The CBI argues that in some cases, investigation requires scrutiny of voluminous documents and examination of a large number of witnesses and hence, delays take place. However, the justification appears to be delusional. It is the top boss who decides the course of investigation and people to be named. In the animal husbandry scam case, the then CBI director Joginder Singh had rubbished the report filed by the joint director UN Biswas and deleted Lalu Prasad Yadav’s name. In the Jharkhand Mukti Morcha case, the investigating officer was transferred after he refused to toe the line. The cases of Bofors, Bhopal gas tragedy, UTI, petrol pump allotment, Taj corridor and Mulayam Singh's disproportionate assets met the similar fate.

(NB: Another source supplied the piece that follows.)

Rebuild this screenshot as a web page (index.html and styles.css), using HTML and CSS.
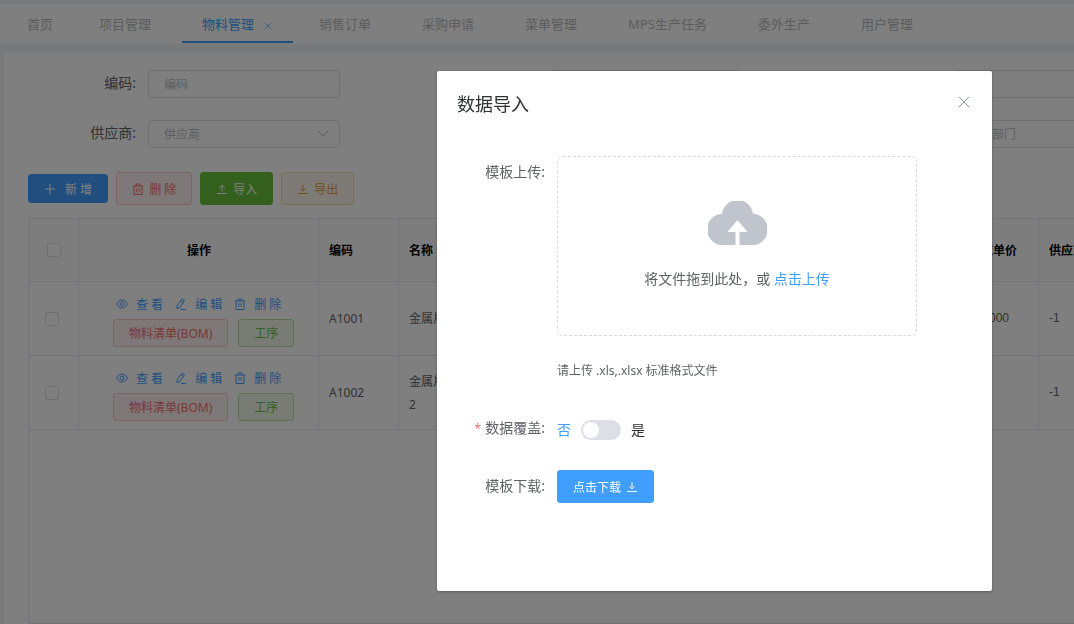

Even in the 2G scam, the judgment pointed out that the agency, which started the case with great enthusiasm and ardour, subsequently became highly cautious and guarded, making it difficult to find out as to what the prosecution wanted to prove.

The list of suspected manipulation on the direction of top bosses due to political interference is never-ending. What happens to the Verma-Asthana feud doesn’t matter as much as what the government plans to do with a prestigious investigation agency at the forefront of the fight against corruption. If the government is willing to have a strong and effective anti-corruption unit, the time is ripe for massive reform by placing it under a constitutional head instead of the CVC's superintendence. Such reforms can prevent a future calamity with respect to the agency.